_Short exercise_. Your task is to copy every line of this material exactly.
= = = = = = =
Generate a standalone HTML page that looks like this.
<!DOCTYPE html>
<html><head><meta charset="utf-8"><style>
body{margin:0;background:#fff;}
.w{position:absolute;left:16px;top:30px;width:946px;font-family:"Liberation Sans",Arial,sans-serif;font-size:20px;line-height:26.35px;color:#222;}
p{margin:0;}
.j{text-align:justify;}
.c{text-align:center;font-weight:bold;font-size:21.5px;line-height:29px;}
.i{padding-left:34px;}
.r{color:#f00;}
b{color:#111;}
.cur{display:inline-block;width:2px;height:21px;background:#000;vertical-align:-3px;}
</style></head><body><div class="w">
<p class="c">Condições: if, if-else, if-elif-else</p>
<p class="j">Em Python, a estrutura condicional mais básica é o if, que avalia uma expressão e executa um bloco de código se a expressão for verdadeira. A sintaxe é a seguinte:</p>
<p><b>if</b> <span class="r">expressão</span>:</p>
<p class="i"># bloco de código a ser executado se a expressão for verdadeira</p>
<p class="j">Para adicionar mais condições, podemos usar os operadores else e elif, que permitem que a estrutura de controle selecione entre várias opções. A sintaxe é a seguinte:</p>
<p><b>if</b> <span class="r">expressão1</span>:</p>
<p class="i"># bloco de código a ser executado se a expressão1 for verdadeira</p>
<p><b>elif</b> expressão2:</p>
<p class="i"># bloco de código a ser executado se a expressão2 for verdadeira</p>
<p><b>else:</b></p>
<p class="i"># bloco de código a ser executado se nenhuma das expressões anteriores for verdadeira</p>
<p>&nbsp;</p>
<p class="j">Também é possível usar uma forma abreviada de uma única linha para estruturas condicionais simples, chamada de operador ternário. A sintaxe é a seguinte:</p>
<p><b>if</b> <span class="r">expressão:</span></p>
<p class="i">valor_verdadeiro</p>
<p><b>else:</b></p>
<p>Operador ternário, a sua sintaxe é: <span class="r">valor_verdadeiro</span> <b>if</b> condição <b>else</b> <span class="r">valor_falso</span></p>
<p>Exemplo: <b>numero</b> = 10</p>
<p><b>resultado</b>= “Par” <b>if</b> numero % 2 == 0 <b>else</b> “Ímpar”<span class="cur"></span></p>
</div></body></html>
= = = = = = =
_Written solution_.
Generate a standalone HTML page that looks like this.
<!DOCTYPE html>
<html><head><meta charset="utf-8"><style>
body{margin:0;background:#fff;}
.w{position:absolute;left:16px;top:30px;width:946px;font-family:"Liberation Sans",Arial,sans-serif;font-size:20px;line-height:26.35px;color:#222;}
p{margin:0;}
.j{text-align:justify;}
.c{text-align:center;font-weight:bold;font-size:21.5px;line-height:29px;}
.i{padding-left:34px;}
.r{color:#f00;}
b{color:#111;}
.cur{display:inline-block;width:2px;height:21px;background:#000;vertical-align:-3px;}
</style></head><body><div class="w">
<p class="c">Condições: if, if-else, if-elif-else</p>
<p class="j">Em Python, a estrutura condicional mais básica é o if, que avalia uma expressão e executa um bloco de código se a expressão for verdadeira. A sintaxe é a seguinte:</p>
<p><b>if</b> <span class="r">expressão</span>:</p>
<p class="i"># bloco de código a ser executado se a expressão for verdadeira</p>
<p class="j">Para adicionar mais condições, podemos usar os operadores else e elif, que permitem que a estrutura de controle selecione entre várias opções. A sintaxe é a seguinte:</p>
<p><b>if</b> <span class="r">expressão1</span>:</p>
<p class="i"># bloco de código a ser executado se a expressão1 for verdadeira</p>
<p><b>elif</b> expressão2:</p>
<p class="i"># bloco de código a ser executado se a expressão2 for verdadeira</p>
<p><b>else:</b></p>
<p class="i"># bloco de código a ser executado se nenhuma das expressões anteriores for verdadeira</p>
<p>&nbsp;</p>
<p class="j">Também é possível usar uma forma abreviada de uma única linha para estruturas condicionais simples, chamada de operador ternário. A sintaxe é a seguinte:</p>
<p><b>if</b> <span class="r">expressão:</span></p>
<p class="i">valor_verdadeiro</p>
<p><b>else:</b></p>
<p>Operador ternário, a sua sintaxe é: <span class="r">valor_verdadeiro</span> <b>if</b> condição <b>else</b> <span class="r">valor_falso</span></p>
<p>Exemplo: <b>numero</b> = 10</p>
<p><b>resultado</b>= “Par” <b>if</b> numero % 2 == 0 <b>else</b> “Ímpar”<span class="cur"></span></p>
</div></body></html>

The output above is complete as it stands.